Clan Laudani, 106 arresti nell’operazione “i Vicerè”

Laudani
Alcuni degli arrestati

Il Clan Laudani che opera nel territorio etneo è stato ieri decimato da una massiccia operazione di polizia. Centosei ordinanze di custodia cautelare, tre agli arresti domiciliari, hanno permesso di scardinare i tredici clan criminali, tutti facenti riferimento alla famiglia Laudani, una delle più attive e sanguinarie, ad operare nel catanese. L’operazione, denominata “i vicerè” è stata coordinata dalla Procura di Catania. Quattro anni di indagini che ancora non sono giunte al termine e che ha avuto la sua svolta grazie al pentimento del primo ed unico membro della famiglia, Giuseppe Laudani, nipote del patriarca della famiglia Sebastiano, classe 1929, che nonostante l’età e la reclusione continuava dal carcere a dirigere i traffici del suo clan criminale. Proprio durante un’intercettazione ambientale effettuata in carcere si è potuta ascoltare la rabbia del vecchio boss nei confronti dell’ex nipote prediletto, definito uno che “macchiau ‘u nomu” (ha sporcato il nome, ovviamente della famiglia). Indagati per favoreggiamento anche imprenditori che non hanno denunciato il pizzo, due avvocati per concorso esterno, ed un membro delle forze dell’ordine per rivelazione d’atti d’ufficio.

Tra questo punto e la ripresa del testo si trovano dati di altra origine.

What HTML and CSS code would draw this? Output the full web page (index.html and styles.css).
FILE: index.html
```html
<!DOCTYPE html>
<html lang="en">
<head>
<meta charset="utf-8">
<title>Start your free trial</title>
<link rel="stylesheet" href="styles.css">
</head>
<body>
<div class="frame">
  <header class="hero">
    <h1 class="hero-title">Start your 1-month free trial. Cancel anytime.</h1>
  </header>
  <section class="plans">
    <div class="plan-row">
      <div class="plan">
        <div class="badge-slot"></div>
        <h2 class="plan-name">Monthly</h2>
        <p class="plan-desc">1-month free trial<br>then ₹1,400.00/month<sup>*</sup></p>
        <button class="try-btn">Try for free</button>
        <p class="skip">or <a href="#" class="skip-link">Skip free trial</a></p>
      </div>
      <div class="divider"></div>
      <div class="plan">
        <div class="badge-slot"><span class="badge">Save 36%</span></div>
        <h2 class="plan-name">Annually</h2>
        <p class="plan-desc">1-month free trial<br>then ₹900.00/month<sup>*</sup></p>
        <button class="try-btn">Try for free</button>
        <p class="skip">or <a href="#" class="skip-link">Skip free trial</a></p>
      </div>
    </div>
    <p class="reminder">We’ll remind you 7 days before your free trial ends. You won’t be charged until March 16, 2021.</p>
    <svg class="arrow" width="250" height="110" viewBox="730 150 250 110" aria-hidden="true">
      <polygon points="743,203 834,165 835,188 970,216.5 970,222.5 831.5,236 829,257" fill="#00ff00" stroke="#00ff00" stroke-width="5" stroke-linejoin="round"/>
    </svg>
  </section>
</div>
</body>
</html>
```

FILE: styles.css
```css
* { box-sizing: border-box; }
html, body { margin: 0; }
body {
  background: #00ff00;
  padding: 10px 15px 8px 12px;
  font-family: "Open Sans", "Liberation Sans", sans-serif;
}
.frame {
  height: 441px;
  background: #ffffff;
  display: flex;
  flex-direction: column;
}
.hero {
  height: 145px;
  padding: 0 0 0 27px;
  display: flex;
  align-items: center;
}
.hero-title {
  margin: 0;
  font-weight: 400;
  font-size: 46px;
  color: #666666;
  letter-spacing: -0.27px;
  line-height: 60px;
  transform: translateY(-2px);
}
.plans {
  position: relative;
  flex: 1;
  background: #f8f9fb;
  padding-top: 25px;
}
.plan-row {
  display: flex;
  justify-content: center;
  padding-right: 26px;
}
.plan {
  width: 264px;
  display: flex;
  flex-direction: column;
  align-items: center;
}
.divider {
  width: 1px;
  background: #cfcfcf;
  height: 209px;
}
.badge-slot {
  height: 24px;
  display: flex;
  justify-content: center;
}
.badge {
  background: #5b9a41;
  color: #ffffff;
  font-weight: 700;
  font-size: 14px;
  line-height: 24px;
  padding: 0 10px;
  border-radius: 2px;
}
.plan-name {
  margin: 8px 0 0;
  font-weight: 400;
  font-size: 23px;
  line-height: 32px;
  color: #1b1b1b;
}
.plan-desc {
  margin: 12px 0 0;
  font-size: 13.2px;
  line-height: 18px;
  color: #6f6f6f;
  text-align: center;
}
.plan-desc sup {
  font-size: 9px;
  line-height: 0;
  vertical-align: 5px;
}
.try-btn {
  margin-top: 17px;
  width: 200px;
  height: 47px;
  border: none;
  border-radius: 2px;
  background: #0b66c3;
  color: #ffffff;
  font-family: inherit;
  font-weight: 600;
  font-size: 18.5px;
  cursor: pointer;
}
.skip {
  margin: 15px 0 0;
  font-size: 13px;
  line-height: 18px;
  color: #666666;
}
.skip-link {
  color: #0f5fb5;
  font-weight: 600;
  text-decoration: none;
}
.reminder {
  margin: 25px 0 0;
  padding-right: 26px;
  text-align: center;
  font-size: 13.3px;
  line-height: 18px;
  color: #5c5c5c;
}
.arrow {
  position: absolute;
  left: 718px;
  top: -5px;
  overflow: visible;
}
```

Ad organizzare all’esterno del carcere le attività della cosca sarebbero state tre donne, Concetta Scalisi, Maria Scuderi e Paola Torrisi. “Le tre avevano ruoli manageriali e di promozione della cosca” ha spiegato la magistrata Giovannella Scaminaci che insieme ai colleghi Pasquale Pacifico, Antonella Barrera e Lina Trovato, ed al Procuratore aggiunto Amedeo Bertone, sono stato i titolari dell’indagine.

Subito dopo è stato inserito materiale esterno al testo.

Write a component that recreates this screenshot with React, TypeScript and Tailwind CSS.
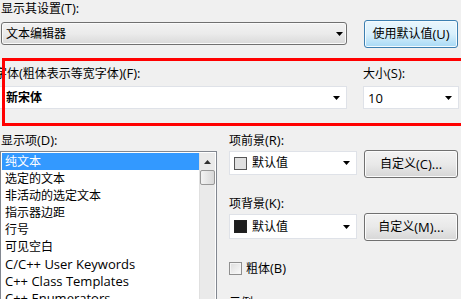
import React from "react";

const font = { fontFamily: '"Open Sans", "Noto Sans CJK SC", sans-serif' };

function T({ s }: { s: string }) {
  const parts = s.split(/([\u4e00-\u9fff]+)/).filter((p) => p.length > 0);
  return (
    <>
      {parts.map((p, i) =>
        /[\u4e00-\u9fff]/.test(p) ? (
          <span key={i}>{p}</span>
        ) : (
          <span key={i} className="text-[13px]">
            {p}
          </span>
        )
      )}
    </>
  );
}

function Arrow() {
  return (
    <svg width="7" height="4" viewBox="0 0 7 4" className="shrink-0">
      <path d="M0 0 H7 L3.5 4 Z" fill="#000" />
    </svg>
  );
}

function WhiteCombo({ className, children }: { className: string; children: React.ReactNode }) {
  return (
    <div className={"flex items-center bg-white border border-[#dfe2e8] " + className}>
      <div className="flex-1 flex items-center min-w-0">{children}</div>
      <div className="w-[13px] flex justify-start">
        <Arrow />
      </div>
    </div>
  );
}

function GrayButton({ className, children }: { className: string; children: React.ReactNode }) {
  return (
    <div
      className={
        "flex items-center justify-center rounded-[3px] border border-[#707070] bg-gradient-to-b from-[#f2f2f2] via-[#e9e9e9] to-[#d6d6d6] shadow-[inset_0_0_0_1px_#fbfbfb] text-[12px] text-black " +
        className
      }
    >
      {children}
    </div>
  );
}

const items = [
  "纯文本",
  "选定的文本",
  "非活动的选定文本",
  "指示器边距",
  "行号",
  "可见空白",
  "C/C++ User Keywords",
  "C++ Class Templates",
  "C++ Enumerators",
];

export default function App() {
  return (
    <div
      className="relative w-[461px] h-[299px] overflow-hidden bg-[#f0f0f0] text-[12px] text-black leading-[16px]"
      style={font}
    >
      {/* 显示其设置 */}
      <div className="h-[20px] pl-[1px] pt-[0px]">
        <T s="显示其设置(T):" />
      </div>
      <div className="flex items-start h-[28px]">
        <div className="mt-[2px] ml-[1px] w-[346px] h-[23px] rounded-[3px] border border-[#707070] bg-gradient-to-b from-[#f2f2f2] via-[#ebebeb] to-[#d9d9d9] shadow-[inset_0_0_0_1px_#fafafa] flex items-center pl-[4px] pr-[3px]">
          <span className="flex-1">文本编辑器</span>
          <Arrow />
        </div>
        <div className="ml-[17px] w-[94px] h-[28px] rounded-[3px] border border-[#3c7fb1] bg-gradient-to-b from-[#eaf6fd] via-[#d9f0fc] to-[#a7d9f5] shadow-[inset_0_0_0_1px_#f4fbfe] flex items-center justify-center">
          <T s="使用默认值(U)" />
        </div>
      </div>

      {/* 字体 / 大小 */}
      <div className="flex mt-[17px] h-[67px]">
        <div className="flex flex-col w-[348px] ml-[-1px]">
          <div className="h-[21px] ml-[-4px]">
            <T s="字体(粗体表示等宽字体)(F):" />
          </div>
          <WhiteCombo className="h-[23px] pl-[6px] pr-[0px]">
            <span className="font-bold">新宋体</span>
          </WhiteCombo>
        </div>
        <div className="flex flex-col w-[96px] ml-[16px]">
          <div className="h-[21px]">
            <T s="大小(S):" />
          </div>
          <WhiteCombo className="h-[23px] pl-[4px]">
            <span className="text-[13px]">10</span>
          </WhiteCombo>
        </div>
      </div>

      {/* 显示项 */}
      <div className="flex">
        <div className="flex flex-col w-[217px]">
          <div className="h-[19px] pl-[1px]">
            <T s="显示项(D):" />
          </div>
          <div className="h-[200px] border border-[#828790] bg-white flex p-[1px]">
            <div className="flex-1 flex flex-col">
              {items.map((t, i) => (
                <div
                  key={t}
                  className={
                    "h-[17px] pl-[3px] flex items-center whitespace-nowrap " +
                    (i === 0 ? "bg-[#3399ff] text-white" : "")
                  }
                >
                  <T s={t} />
                </div>
              ))}
            </div>
            <div className="w-[16px] bg-[#eaeaea] border-l border-[#e0e0e0] flex flex-col items-center">
              <div className="h-[17px] flex items-center justify-center">
                <svg width="7" height="4" viewBox="0 0 7 4">
                  <path d="M0 4 H7 L3.5 0 Z" fill="#303030" />
                </svg>
              </div>
              <div className="w-[15px] h-[15px] rounded-[2px] border border-[#979797] bg-gradient-to-r from-[#f3f3f3] to-[#d8d8d8]" />
            </div>
          </div>
        </div>

        <div className="flex flex-col ml-[12px] w-[232px]">
          <div className="h-[18px]">
            <T s="项前景(R):" />
          </div>
          <div className="flex items-start">
            <WhiteCombo className="mt-[1px] w-[128px] h-[24px] pl-[4px]">
              <div className="w-[13px] h-[13px] border border-[#555] bg-[#e0e0e0] mr-[5px]" />
              <span>默认值</span>
            </WhiteCombo>
            <GrayButton className="ml-[7px] w-[94px] h-[28px]">
              <T s="自定义(C)..." />
            </GrayButton>
          </div>
          <div className="h-[35px] pt-[17px]">
            <T s="项背景(K):" />
          </div>
          <div className="flex items-start">
            <WhiteCombo className="mt-[1px] w-[128px] h-[25px] pl-[4px]">
              <div className="w-[13px] h-[13px] border border-[#222] bg-[#1e1e1e] mr-[5px]" />
              <span>默认值</span>
            </WhiteCombo>
            <GrayButton className="ml-[7px] w-[94px] h-[28px]">
              <T s="自定义(M)..." />
            </GrayButton>
          </div>
          <div className="flex items-center mt-[19px] h-[16px]">
            <div className="w-[13px] h-[13px] border border-[#8f8f8f] bg-gradient-to-br from-[#dcdcdc] to-[#fbfbfb] shadow-[inset_0_0_0_1px_#f4f4f4] mr-[4px]" />
            <span>
              <T s="粗体(B)" />
            </span>
          </div>
          <div className="mt-[19px]">示例</div>
        </div>
      </div>

      {/* red annotation rectangle */}
      <div className="absolute left-[2px] top-[58px] w-[462px] h-[68px] border-[3px] border-[#ff0000] pointer-events-none" />
    </div>
  );
}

La fonte principali degli affari del clan era la raccolta del pizzo, un giro valutato 500.000 euro al mese nelle zone di San Giovanni La Punta, Acireale, Giarre, Zafferana, Piedimonte, Caltagirone, Randazzo, Paternò, San Gregorio, Aci Catena, Mascali e Viagrande. Molti imprenditori non hanno denunciato o hanno denunciato, solo per non essere indagati per favoreggiamento, il solo pentito Giuseppe Laudani. Era per loro l’unico modo per collaborare con i magistrati senza incorrere nella vendetta dei Laudani.